Just 18 months into the job of director of programmes, Helen Shaw insists it would be unfair to assess Radio 1's direction so soon after its schedule re-launch in January. E Radio does not cave in completely to the radio victim mentality.
She rejects the idea that RTE is encouraging "victim radio" and instead defends the policy of "getting as close as possible to the listener through interactive radio", particularly on Marian Finucane and Joe Duffy's programmes. It's early, but feedback so far is that the listeners are happy, she asserts: "There has been no change in the overall attitude, ethos or editorial line of what we do. Our editorial lines is to provide strong information, current affairs and good, relevant radio for a national audience of 1.6 million people a day. If there's a brief - and this is the same as it was prior to the schedule change in January - what we try to do is to remain as close to our listeners as possible and to try to bring them forward through live interactive radio in a changing environment."

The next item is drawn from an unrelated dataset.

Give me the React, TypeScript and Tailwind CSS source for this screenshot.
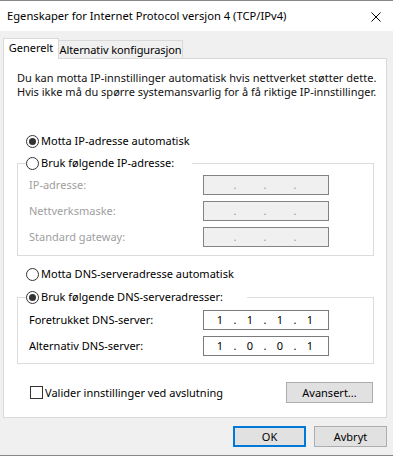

She strongly disagrees that the production teams are carrying on items from the morning newspapers and insists that the "Virginia 12" was an interesting, complex story which deserved the coverage it got because the audience was intrigued by it. "What we try to do is to get as close as possible to the story. We're not interviewing experts about the story, but talking to people right at the heart of the story."

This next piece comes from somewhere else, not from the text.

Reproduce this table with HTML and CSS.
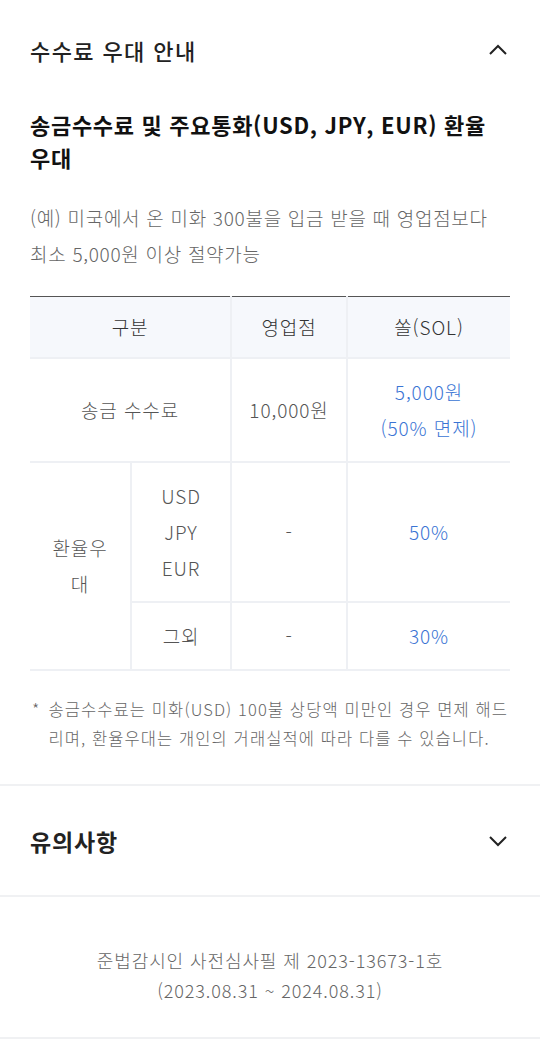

Shaw defends her producers and researchers against the charge that stories concentrate too much on objective experience of interviewees, and not enough on research and analysis. "Marian has three producers and two researchers and they are doing an incredible amount of research." Morning radio is by nature fast, she says, but the afternoon Life and Living strand balances this through "well-considered programmes on health and personal issues". As for Gerry Ryan's discussion of masturbation last week, Shaw replies: "Why not?" If people are talking about it, it's going to end up on Gerry Ryan and vice versa. Gerry and his team, she says, know just how far they can go.
Just how far will radio go? If Shaw is right, it's up to the listeners.